* _Material for the task_:

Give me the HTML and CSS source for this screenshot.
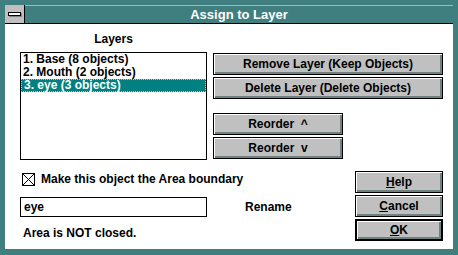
* * *
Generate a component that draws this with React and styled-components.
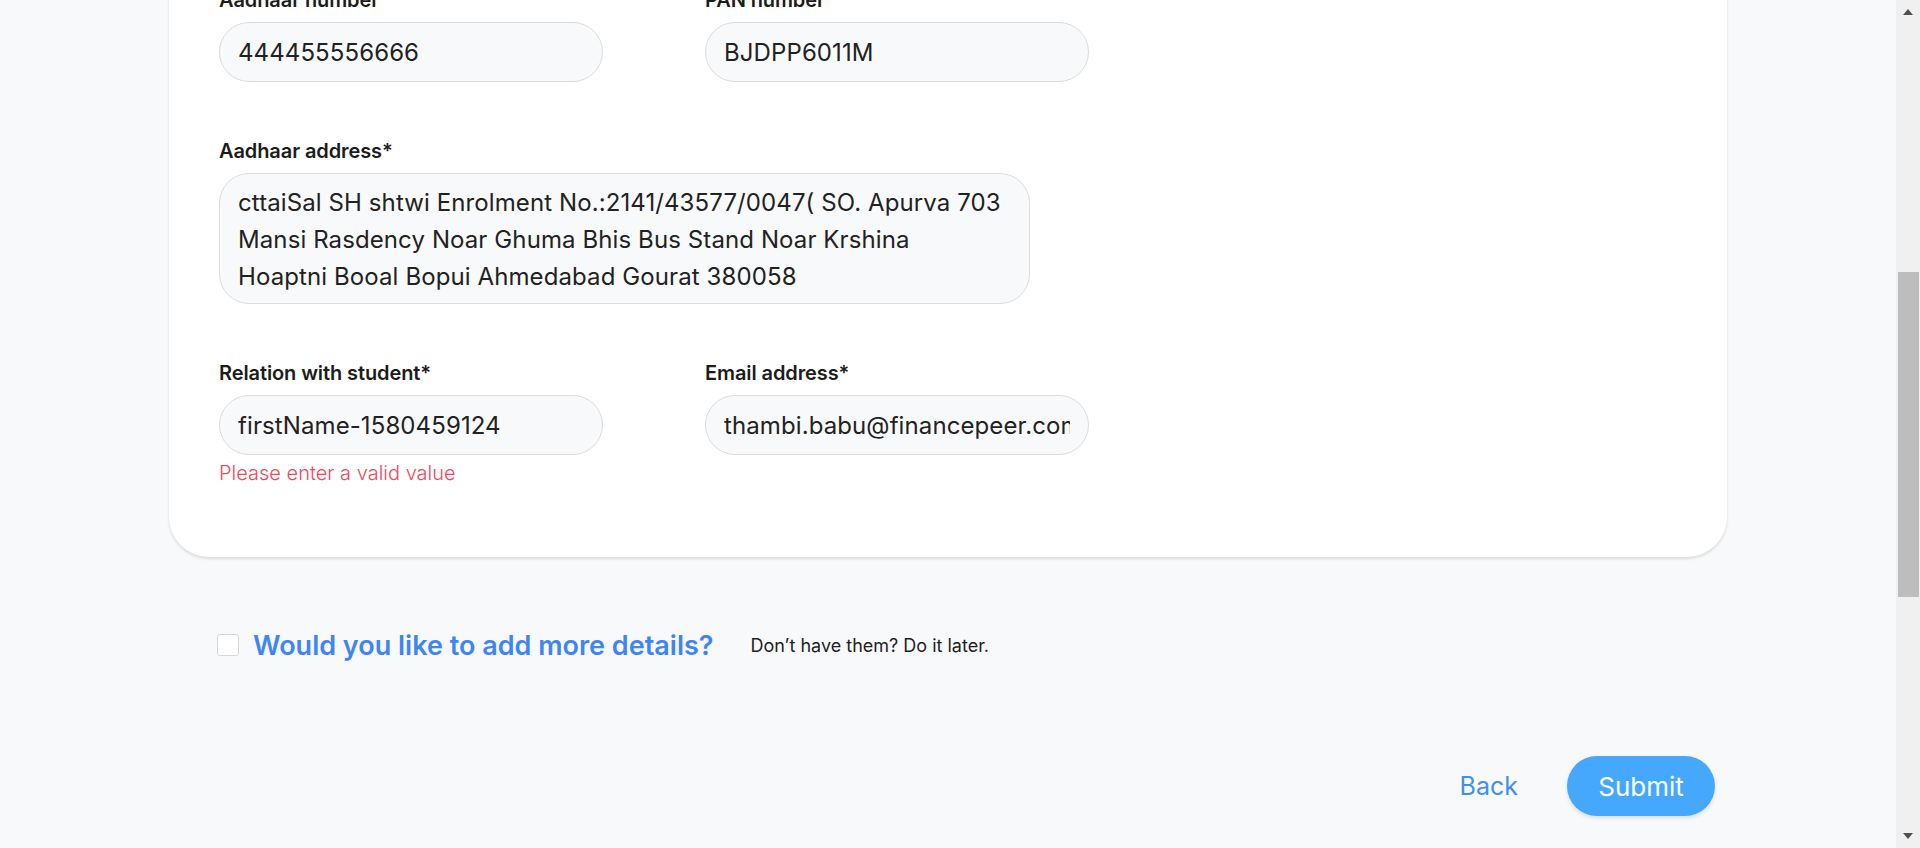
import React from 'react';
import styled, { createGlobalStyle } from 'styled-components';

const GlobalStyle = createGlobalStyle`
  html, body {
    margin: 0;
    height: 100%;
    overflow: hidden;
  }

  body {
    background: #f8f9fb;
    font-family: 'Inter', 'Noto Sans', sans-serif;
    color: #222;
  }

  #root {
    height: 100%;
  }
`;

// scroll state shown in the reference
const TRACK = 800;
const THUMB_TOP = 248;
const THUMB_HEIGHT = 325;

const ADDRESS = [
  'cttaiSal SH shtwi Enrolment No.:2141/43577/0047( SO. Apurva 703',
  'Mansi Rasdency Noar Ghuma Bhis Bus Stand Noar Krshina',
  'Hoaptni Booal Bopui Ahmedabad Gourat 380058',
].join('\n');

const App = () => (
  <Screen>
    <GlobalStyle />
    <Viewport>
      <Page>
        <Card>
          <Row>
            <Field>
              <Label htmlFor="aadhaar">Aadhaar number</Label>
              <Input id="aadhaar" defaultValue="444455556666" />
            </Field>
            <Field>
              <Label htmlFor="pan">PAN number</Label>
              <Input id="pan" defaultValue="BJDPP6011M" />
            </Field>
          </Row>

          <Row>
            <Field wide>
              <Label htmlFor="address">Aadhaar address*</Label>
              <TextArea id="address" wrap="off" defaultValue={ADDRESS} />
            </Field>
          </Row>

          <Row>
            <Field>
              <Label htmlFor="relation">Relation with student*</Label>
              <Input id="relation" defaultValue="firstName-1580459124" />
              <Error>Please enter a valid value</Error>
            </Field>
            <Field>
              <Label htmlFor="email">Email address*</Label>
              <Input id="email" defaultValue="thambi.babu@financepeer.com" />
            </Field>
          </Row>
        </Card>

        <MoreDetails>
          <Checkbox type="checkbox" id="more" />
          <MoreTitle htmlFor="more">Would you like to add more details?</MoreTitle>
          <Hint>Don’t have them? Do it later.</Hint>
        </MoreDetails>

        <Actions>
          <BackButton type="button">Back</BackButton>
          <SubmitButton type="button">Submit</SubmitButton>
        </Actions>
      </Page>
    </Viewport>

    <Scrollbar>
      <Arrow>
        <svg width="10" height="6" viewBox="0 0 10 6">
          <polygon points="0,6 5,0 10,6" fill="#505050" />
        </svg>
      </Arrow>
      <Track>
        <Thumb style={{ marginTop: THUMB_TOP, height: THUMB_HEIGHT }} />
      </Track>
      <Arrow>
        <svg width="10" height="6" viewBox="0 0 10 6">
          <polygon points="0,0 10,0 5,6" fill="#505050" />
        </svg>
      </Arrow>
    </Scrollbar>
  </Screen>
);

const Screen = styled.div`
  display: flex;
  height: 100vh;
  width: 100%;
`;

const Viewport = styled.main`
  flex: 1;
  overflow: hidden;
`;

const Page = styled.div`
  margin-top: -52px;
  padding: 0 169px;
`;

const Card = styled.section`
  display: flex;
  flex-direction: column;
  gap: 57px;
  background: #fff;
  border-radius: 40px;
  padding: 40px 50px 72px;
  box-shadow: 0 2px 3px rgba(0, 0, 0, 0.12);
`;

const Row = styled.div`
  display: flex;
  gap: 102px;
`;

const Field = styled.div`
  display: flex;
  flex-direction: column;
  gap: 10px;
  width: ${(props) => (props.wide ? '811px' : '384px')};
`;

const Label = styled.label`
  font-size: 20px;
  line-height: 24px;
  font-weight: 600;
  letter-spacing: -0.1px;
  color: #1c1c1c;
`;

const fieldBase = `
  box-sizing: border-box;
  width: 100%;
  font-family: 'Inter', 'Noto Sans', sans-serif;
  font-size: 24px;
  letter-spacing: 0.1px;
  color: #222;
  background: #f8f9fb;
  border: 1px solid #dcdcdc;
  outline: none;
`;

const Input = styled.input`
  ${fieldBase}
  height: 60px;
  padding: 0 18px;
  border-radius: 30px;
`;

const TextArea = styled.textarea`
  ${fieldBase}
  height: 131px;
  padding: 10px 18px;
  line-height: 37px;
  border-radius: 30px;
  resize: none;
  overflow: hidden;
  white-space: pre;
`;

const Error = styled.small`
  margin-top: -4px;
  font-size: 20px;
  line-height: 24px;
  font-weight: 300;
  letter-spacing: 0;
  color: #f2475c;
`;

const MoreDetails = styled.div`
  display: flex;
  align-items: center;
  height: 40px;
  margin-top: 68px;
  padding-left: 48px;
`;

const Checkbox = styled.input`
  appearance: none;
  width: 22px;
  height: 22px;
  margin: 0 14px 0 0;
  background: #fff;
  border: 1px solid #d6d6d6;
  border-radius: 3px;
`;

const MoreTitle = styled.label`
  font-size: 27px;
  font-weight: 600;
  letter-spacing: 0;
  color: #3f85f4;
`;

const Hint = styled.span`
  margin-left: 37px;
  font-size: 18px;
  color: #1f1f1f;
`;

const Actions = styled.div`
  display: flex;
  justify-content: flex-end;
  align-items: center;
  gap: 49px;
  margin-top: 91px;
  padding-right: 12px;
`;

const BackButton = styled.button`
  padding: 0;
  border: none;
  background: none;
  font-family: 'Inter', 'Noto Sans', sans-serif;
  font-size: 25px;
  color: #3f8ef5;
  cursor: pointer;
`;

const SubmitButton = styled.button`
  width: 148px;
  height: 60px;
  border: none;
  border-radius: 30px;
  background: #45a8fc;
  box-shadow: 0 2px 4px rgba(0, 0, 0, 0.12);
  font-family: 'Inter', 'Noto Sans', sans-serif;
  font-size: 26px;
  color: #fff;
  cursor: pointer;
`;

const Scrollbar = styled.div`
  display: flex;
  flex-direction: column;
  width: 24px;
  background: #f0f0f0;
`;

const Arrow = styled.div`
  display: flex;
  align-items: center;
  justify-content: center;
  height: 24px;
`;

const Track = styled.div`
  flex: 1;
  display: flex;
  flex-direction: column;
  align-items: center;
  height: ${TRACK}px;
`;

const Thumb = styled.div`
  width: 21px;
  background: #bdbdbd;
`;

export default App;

* _Goal_:
In the listing above, find the line with "Generate a component" and the line with "const THUMB_HEIGHT = 325;". Set down exactly those lines and everything between them, skipping pictures.

* _Solved exercise_:
Generate a component that draws this with React and styled-components.
import React from 'react';
import styled, { createGlobalStyle } from 'styled-components';

const GlobalStyle = createGlobalStyle`
  html, body {
    margin: 0;
    height: 100%;
    overflow: hidden;
  }

  body {
    background: #f8f9fb;
    font-family: 'Inter', 'Noto Sans', sans-serif;
    color: #222;
  }

  #root {
    height: 100%;
  }
`;

// scroll state shown in the reference
const TRACK = 800;
const THUMB_TOP = 248;
const THUMB_HEIGHT = 325;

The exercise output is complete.